The expected re-election of Tunisian leader Zine al-Abidine Ben Ali, already in power for 17 years, does not signal the return to president-for-life rule but is needed for the country's prosperity, his party chief said.
Elections, contested by Ben Ali and three other candidates from tiny legal parties, are held on October 24 in a North African country which has won praise from the United States for participating in Washington's war on terrorism.
Two other legal opposition parties, Democratic Progressive Party and Democratic Forum for Labour and Freedom, are calling on Tunisians to boycott the vote, saying it would open the way for another president for life.
"Those who allege there would be presidency-for-life rule are talking nonsense because the revised constitution sets an age limit (of 75 years) for a presidential candidate," said Ali Chaouch, secretary general of the ruling Constitutional Democratic Rally (RCD) party.
Ben Ali, now 68, took over in 1987 when president-for-life Habib Bourguiba, the founder of modern Tunisia, was declared senile and incapable of ruling by a team of doctors.
He stood for election as the sole candidate in 1989 and 1994 and was re-elected in 1999 with 99.5 percent of the popular vote despite the introduction of multi-party politics.

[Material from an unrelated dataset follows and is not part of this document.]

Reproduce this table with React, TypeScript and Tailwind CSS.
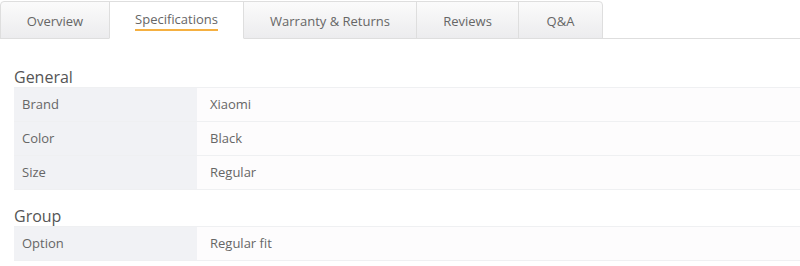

Human rights groups called the vote a sham.
A 2002 referendum on a new constitution allowing Ben Ali to theoretically stay in power until 2014 if he also won the next poll, and which gave him immunity from prosecution for life, was approved by 99 percent of votes.
Critics flatly say Tunisia is a police state with a veneer of formal democracy, and argue that most Tunisians only hear about opposition figures when they praise Ben Ali's leadership.
The country's only independent human rights group accuses the government of routinely beating dissidents and rights campaigners and of muzzling the press.
Most Tunisians, including Ben Ali's opponents, agree the country's political future looked grim towards the end of Bourguiba's rule and economic and social conditions have improved in a region of turmoil.
"Ben Ali moved swiftly to turn things around. He gradually liberalised the economy from the shackles of the state domination and restored a state of law safeguarding the fundamental human rights of Tunisians," Chaouch said.
Women's rights are among the most advanced in the Arab world, literacy is widespread and the middle-class is growing.
Gross domestic product jumped to 35.1 billion dinars ($28.13 billion) this year from 7.16 billion dinars 17 years ago. Life expectancy reached 73.2 years in 2004 from 67 in 1987 and per capita income rose from 960 dinars to 3,540 dinars this year, according to government data.